One of the joys of biking everywhere is that I get to really see and experience my community.....I mean REALLY experience it........in a way that's not possible when you're in a "box." It's hard to "connect" to your community when you're travelling 55-65 mph on a limited access highway and listening to the radio or talking on a cell phone.
When you're cycling 18-20 mph along High Street and pass folks standing at a bus stop, you can almost reach out and touch them. You can look in their eyes and sense a connection......through a smile, a nod, or just the look in their eyes.
Sometimes the experience makes your heart hurt.......like last Wednesday.
I had a 7 am meeting in the Ohio State University area with my friends, Catherine and Austin, to discuss our upcoming "Bike to Work Week" (if you haven't signed up, go immediately to www.b2ww.org) and other matters concerning the CBus biking community. Catherine heads up the University Area Enrichment Association that works on multiple fronts to make life easier for youth, seniors and families living in the University district, an area that behind the facade of Ohio State University sports an 80%+ poverty rate.

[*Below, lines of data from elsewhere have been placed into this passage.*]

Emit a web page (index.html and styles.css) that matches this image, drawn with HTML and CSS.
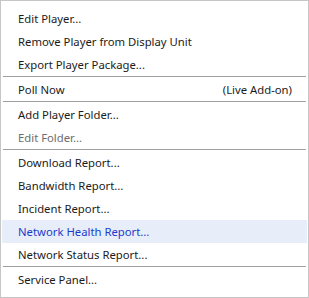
FILE: index.html
```html
<!DOCTYPE html>
<html lang="en">
<head>
  <meta charset="UTF-8">
  <title>Player Menu</title>
  <link rel="stylesheet" href="styles.css">
</head>
<body>
  <ul class="menu">
    <li class="item">Edit Player...</li>
    <li class="item">Remove Player from Display Unit</li>
    <li class="item">Export Player Package...</li>
    <li class="sep"></li>
    <li class="item"><span>Poll Now</span><span class="hint">(Live Add-on)</span></li>
    <li class="sep"></li>
    <li class="item">Add Player Folder...</li>
    <li class="item disabled">Edit Folder...</li>
    <li class="sep"></li>
    <li class="item">Download Report...</li>
    <li class="item">Bandwidth Report...</li>
    <li class="item">Incident Report...</li>
    <li class="item active">Network Health Report...</li>
    <li class="item">Network Status Report...</li>
    <li class="sep"></li>
    <li class="item">Service Panel...</li>
  </ul>
</body>
</html>
```

FILE: styles.css
```css
* {
  box-sizing: border-box;
}

body {
  margin: 0;
  background: #fff;
  font-family: "Noto Sans", "Open Sans", sans-serif;
  font-size: 11.3px;
  color: #1b1b1b;
}

.menu {
  list-style: none;
  margin: 0;
  width: 309px;
  height: 298px;
  padding: 6px 1px;
  border: 1px solid #c6c6c6;
  background: #fff;
}

.item {
  display: flex;
  align-items: center;
  justify-content: space-between;
  height: 23px;
  padding: 0 15px 0 16px;
  white-space: nowrap;
}

.item.disabled {
  color: #6d6d6d;
}

.item.active {
  background: #e8eef9;
  color: #1a3ccc;
}

.sep {
  height: 2px;
  margin: 0 1px;
  border-top: 1px solid #a0a0a0;
}
```
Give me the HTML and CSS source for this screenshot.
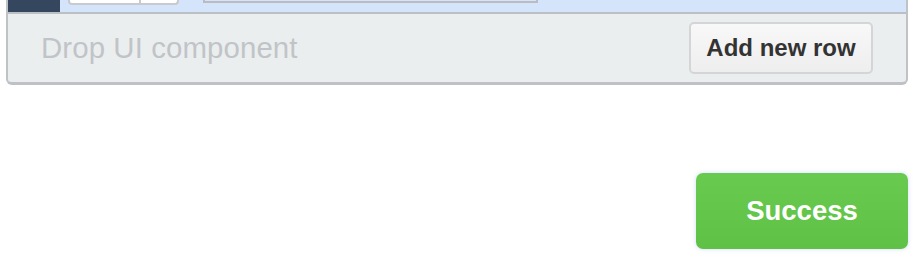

Catherine has recently been advocating for the implementation of traffic "calming" measures along Summit Avenue to make it safer for children, seniors and cyclists who live, walk and ride in the neighborhood. Summit is a main traffic artery for folks that live in Clintonville and north Columbus to get downtown to work. The posted speed limit is 35, but autos generally seem to go much faster. Several pedestrians and cyclists have been struck by cars and even killed in this area. Catherine has made some progress, but it seems that traffic engineers may be more concerned about moving traffic through this neigborhood and accepting the collateral damage as just another "cost of doing business." (my words, not theirs......Columbus traffic engineers are good folks generally sensitive to biking and community concerns)
From my meeting, I headed to the Ohio State Bar Association in Grandview for a seminar that concluded at 3 pm. I headed for home along Northwest Blvd through Upper Arlington, just as school was letting out. Northwest Blvd is a main traffic artery through Arlington, but doesn't have near the volume of Summit Avenue. Nevertheless it has many more stoplights and I got caught at two of them along a 4 block stretch near an elementary school. The lights remained red for what seemed an inordinate length of time while the school children crossed the street, assisted by crossing guards. Then I noticed something I had never noticed before......the stoplights were red and halting traffic coming from all four directions. Perhaps this is now the law everywhere, but I had not experienced it before. It makes good sense as it stops all cars in the vicinity of where children are crossing the street. Is this true everywhere or just in Upper Arlington? Perhaps someone could enlighten me?
In any event, children in the University district and throughout our community deserve to be protected in accordance with the type of "best practices" being used in Upper Arlington. The TwoWheeling community is hoping to get more children walking and biking to school to help combat the childhood obesity epidemic raging in our community and we need to make sure that they have very safe routes to do this.